» Written problem: Track down the lines that contain "this" and copy them.

##### Record extracts

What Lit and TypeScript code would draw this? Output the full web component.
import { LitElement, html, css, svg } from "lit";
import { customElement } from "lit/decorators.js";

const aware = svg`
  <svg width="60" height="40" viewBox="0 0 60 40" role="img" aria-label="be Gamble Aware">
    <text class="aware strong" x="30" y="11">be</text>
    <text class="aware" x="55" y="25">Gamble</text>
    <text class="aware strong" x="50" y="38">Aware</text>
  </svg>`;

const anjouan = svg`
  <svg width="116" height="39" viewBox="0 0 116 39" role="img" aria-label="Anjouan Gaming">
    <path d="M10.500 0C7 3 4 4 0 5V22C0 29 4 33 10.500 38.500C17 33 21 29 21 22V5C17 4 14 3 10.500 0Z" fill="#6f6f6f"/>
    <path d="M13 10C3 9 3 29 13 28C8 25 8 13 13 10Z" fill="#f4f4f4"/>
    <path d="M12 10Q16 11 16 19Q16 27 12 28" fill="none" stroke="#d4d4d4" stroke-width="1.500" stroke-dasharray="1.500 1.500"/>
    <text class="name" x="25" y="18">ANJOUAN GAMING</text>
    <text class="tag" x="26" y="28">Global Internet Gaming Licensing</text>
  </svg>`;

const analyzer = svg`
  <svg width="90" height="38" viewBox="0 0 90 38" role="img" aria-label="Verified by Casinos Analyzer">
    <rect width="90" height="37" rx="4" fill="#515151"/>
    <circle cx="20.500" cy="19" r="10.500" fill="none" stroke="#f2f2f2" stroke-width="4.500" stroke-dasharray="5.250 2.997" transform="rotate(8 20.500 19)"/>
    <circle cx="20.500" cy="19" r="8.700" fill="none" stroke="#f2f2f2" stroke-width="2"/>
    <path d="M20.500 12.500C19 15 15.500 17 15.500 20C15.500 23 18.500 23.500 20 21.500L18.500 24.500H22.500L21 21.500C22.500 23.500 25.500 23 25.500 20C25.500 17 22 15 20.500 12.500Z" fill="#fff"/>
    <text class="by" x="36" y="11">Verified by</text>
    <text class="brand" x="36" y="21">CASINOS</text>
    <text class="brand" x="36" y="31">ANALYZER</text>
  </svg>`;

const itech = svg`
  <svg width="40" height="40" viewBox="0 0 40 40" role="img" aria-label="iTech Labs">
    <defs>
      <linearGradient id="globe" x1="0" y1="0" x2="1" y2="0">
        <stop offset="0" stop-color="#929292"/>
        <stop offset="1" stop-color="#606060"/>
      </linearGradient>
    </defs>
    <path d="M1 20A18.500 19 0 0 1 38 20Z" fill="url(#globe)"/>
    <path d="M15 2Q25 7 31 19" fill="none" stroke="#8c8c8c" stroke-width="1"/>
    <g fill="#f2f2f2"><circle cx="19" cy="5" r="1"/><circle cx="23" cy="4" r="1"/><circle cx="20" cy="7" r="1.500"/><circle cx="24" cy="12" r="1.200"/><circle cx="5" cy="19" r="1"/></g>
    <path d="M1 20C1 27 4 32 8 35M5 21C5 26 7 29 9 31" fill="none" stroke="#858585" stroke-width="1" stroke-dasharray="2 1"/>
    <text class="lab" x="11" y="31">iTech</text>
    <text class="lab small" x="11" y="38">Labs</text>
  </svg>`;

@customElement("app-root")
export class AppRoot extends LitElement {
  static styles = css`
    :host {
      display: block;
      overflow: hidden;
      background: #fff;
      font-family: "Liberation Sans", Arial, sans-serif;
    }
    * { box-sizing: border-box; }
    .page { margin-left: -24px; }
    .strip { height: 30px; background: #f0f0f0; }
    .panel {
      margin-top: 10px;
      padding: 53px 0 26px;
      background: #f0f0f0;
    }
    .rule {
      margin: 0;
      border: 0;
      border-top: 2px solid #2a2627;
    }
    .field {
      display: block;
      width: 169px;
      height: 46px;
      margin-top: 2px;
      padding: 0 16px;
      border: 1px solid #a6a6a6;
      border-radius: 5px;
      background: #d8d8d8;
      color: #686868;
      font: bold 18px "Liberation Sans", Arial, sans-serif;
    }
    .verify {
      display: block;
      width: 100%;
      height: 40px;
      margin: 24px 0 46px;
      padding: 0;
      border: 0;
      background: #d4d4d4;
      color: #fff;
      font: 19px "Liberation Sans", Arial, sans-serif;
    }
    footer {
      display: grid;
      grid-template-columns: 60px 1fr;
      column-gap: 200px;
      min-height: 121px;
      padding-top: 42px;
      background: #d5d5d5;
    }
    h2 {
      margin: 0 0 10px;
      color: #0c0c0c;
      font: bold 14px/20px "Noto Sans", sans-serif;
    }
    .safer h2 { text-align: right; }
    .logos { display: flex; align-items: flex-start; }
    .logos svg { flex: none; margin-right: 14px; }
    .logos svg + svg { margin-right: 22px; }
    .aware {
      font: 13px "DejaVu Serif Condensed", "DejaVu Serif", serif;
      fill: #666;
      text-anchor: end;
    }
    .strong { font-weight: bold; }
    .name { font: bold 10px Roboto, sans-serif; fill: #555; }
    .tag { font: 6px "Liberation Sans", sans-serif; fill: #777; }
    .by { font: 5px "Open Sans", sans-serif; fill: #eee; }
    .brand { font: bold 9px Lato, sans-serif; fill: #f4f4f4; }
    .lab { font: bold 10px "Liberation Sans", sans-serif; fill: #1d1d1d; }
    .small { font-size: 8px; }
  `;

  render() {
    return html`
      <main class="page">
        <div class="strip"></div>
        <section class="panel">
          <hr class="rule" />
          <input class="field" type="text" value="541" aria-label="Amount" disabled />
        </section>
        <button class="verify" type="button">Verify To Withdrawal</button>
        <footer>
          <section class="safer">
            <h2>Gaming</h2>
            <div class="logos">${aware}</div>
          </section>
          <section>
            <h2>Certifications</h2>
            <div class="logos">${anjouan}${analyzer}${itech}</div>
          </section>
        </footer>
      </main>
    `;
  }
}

##########
##### Record extracts

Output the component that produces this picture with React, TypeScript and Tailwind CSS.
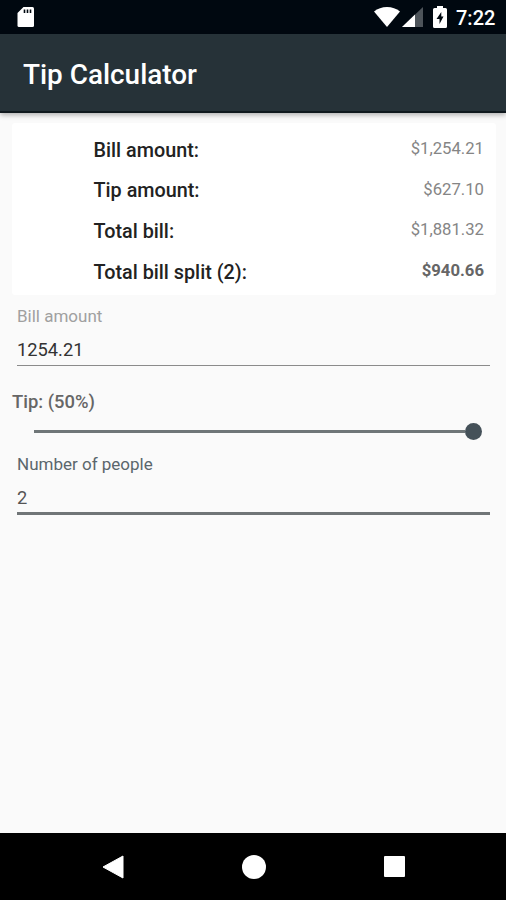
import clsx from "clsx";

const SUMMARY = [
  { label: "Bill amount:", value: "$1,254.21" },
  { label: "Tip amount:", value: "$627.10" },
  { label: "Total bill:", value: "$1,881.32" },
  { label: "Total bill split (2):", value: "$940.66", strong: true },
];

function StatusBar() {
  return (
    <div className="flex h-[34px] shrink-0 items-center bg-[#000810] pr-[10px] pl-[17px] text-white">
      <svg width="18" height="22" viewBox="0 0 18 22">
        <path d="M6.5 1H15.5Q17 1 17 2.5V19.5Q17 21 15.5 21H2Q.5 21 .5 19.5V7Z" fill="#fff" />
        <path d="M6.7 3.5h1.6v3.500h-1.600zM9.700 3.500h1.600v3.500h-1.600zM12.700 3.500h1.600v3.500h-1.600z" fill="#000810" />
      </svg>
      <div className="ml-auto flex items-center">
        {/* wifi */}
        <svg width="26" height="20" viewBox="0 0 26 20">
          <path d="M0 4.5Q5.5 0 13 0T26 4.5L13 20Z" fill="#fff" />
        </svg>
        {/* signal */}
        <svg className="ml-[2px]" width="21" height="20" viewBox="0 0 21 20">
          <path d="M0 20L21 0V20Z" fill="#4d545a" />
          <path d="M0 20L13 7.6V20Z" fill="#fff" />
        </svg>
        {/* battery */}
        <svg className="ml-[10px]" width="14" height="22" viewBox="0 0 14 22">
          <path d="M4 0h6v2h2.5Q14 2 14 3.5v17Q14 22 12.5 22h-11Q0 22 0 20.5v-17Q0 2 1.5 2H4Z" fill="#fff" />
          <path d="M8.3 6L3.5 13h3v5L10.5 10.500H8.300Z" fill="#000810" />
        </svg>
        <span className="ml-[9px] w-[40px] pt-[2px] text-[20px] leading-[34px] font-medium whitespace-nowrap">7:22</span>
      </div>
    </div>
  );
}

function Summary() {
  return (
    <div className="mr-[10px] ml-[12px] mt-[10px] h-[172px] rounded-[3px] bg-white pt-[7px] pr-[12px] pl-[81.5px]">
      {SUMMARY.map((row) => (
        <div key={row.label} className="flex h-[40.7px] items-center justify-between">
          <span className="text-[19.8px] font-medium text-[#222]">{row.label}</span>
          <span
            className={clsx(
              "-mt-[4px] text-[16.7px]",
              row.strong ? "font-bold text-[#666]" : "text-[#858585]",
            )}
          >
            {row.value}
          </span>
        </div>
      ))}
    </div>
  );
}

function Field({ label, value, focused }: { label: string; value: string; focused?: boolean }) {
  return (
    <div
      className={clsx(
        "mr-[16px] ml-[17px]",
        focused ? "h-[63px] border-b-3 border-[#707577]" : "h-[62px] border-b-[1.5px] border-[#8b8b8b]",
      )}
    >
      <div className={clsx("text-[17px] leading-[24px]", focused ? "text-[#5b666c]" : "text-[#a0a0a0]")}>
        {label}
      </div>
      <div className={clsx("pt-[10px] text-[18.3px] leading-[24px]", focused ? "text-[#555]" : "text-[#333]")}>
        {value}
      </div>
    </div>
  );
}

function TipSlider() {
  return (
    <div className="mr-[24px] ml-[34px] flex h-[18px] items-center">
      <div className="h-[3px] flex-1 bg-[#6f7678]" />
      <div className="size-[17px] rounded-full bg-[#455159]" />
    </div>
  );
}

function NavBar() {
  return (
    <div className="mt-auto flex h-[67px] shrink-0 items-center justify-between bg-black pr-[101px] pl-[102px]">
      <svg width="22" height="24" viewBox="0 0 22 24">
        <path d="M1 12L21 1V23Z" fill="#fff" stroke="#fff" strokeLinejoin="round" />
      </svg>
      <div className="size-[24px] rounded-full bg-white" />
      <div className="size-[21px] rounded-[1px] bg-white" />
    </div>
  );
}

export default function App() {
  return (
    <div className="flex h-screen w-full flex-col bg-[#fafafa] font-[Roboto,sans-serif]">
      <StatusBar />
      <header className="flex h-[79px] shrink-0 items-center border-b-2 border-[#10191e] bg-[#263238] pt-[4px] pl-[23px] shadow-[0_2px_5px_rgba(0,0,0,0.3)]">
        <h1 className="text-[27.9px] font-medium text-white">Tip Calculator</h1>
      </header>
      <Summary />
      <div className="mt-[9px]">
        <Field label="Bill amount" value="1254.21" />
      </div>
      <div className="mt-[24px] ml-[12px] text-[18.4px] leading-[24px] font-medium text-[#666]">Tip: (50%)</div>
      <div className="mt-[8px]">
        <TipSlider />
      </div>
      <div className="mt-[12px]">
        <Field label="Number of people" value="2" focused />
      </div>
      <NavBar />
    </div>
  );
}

##########
##### Record extracts

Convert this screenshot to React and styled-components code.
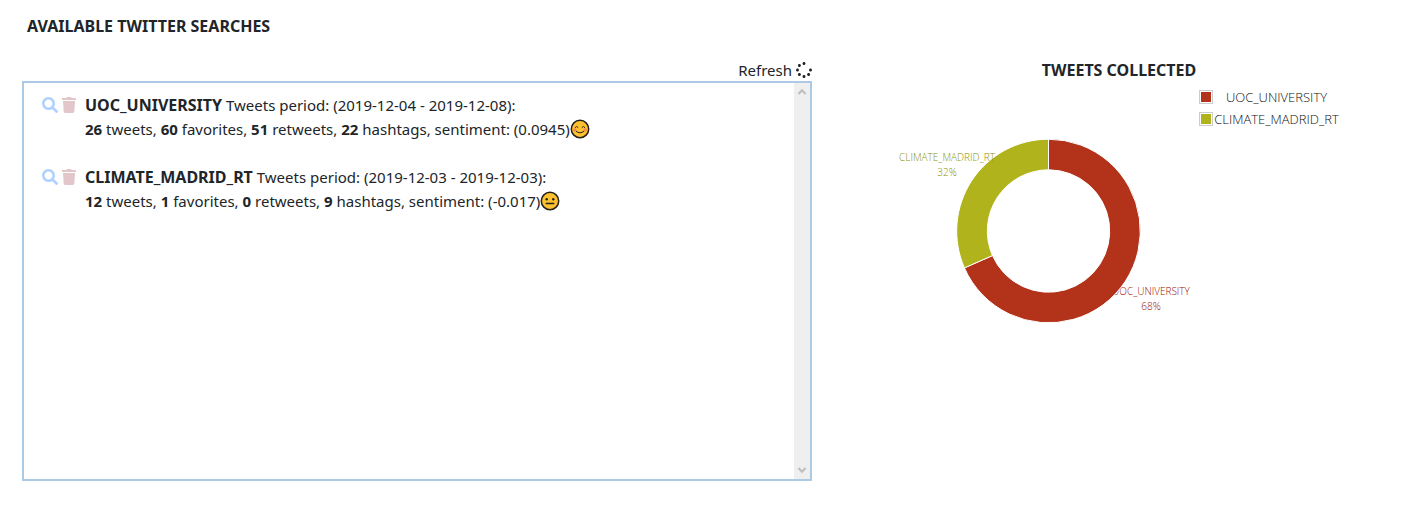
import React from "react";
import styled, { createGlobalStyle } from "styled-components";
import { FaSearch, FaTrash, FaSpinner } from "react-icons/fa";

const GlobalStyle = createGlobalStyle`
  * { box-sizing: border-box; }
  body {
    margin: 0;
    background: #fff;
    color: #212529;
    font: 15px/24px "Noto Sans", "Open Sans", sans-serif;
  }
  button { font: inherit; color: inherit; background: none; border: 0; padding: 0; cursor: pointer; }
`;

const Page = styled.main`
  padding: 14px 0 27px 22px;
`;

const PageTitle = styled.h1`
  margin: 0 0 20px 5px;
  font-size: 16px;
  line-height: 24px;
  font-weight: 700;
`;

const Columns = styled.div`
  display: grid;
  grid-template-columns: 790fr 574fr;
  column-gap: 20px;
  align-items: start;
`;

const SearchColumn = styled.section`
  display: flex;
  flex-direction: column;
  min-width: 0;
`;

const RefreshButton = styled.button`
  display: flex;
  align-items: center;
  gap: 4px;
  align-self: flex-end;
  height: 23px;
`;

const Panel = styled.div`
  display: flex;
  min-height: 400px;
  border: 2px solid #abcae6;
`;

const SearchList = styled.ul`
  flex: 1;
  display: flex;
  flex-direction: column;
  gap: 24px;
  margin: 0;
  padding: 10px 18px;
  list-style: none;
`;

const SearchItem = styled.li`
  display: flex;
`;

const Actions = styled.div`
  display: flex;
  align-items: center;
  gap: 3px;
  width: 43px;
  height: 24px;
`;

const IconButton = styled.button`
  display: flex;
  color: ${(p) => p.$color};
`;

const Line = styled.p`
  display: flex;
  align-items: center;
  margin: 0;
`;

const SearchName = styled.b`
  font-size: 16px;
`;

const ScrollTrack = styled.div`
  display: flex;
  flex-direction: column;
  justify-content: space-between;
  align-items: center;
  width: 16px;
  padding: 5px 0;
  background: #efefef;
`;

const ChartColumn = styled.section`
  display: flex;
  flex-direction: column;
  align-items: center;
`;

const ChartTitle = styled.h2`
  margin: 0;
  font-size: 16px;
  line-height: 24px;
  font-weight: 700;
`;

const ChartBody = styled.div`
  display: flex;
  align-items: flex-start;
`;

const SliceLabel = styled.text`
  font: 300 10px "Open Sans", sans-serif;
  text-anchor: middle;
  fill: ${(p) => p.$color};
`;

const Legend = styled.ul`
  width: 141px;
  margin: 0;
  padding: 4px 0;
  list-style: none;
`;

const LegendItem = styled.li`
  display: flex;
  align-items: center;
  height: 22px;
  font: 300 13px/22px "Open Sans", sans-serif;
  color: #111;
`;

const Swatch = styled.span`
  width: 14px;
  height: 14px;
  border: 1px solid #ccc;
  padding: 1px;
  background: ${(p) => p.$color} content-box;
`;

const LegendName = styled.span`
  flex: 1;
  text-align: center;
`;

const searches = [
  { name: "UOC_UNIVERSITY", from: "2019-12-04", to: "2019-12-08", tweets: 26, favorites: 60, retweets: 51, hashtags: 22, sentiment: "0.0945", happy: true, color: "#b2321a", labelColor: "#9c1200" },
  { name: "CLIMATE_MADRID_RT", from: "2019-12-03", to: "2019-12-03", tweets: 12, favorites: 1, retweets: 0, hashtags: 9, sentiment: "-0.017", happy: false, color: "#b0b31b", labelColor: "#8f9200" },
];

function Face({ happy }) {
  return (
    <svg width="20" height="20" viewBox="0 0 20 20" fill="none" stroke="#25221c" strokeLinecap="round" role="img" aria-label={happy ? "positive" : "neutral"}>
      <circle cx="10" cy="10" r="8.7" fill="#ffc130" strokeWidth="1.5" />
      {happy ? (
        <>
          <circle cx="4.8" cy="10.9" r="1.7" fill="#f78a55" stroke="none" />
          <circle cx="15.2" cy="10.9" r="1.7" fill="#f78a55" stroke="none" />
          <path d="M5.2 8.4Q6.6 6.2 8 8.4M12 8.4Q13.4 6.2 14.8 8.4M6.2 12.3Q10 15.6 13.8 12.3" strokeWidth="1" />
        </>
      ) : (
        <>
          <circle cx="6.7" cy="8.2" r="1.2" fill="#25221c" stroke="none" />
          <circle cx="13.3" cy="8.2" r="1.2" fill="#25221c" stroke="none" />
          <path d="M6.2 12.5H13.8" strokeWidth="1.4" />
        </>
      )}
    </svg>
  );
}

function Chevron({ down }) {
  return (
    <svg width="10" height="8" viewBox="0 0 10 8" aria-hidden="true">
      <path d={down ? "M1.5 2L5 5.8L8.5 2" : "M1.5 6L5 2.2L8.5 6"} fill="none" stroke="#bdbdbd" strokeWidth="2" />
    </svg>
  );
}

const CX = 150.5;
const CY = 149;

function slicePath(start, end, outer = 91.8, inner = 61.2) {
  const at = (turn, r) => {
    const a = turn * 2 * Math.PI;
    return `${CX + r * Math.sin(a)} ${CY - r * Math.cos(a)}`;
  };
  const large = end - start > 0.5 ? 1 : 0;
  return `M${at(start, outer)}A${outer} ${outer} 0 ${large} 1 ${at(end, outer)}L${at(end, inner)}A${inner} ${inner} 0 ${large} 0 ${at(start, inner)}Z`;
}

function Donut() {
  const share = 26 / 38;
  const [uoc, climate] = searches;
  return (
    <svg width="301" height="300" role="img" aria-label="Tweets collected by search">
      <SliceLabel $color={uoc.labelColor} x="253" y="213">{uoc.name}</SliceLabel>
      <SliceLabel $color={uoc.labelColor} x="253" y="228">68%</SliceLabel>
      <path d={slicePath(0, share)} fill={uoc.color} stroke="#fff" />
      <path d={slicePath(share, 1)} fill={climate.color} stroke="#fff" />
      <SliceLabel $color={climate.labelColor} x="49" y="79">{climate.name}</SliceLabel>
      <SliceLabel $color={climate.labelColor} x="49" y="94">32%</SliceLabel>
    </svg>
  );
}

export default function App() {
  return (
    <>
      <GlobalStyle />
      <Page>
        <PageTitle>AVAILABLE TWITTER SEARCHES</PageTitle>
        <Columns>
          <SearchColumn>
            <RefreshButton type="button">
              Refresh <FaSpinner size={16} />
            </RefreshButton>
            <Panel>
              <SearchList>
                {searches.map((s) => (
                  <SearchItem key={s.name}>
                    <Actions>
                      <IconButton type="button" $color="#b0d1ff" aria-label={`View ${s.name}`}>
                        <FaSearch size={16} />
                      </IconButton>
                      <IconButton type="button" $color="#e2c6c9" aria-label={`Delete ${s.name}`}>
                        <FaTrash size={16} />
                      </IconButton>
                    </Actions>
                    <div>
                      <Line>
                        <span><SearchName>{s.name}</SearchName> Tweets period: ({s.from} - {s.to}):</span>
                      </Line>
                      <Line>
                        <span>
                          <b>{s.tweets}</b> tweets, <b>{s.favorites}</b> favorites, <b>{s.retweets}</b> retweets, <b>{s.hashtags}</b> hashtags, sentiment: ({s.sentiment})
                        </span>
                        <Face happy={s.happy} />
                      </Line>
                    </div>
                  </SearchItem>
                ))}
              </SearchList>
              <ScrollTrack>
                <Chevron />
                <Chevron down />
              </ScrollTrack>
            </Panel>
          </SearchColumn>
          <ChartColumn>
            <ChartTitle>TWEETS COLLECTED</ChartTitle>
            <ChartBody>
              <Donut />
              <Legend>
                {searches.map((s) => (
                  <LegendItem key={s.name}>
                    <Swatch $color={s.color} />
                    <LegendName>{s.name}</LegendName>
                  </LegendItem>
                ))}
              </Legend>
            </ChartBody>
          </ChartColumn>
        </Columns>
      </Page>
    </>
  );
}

##########

» Correct output:
What Lit and TypeScript code would draw this? Output the full web component.
Output the component that produces this picture with React, TypeScript and Tailwind CSS.
Convert this screenshot to React and styled-components code.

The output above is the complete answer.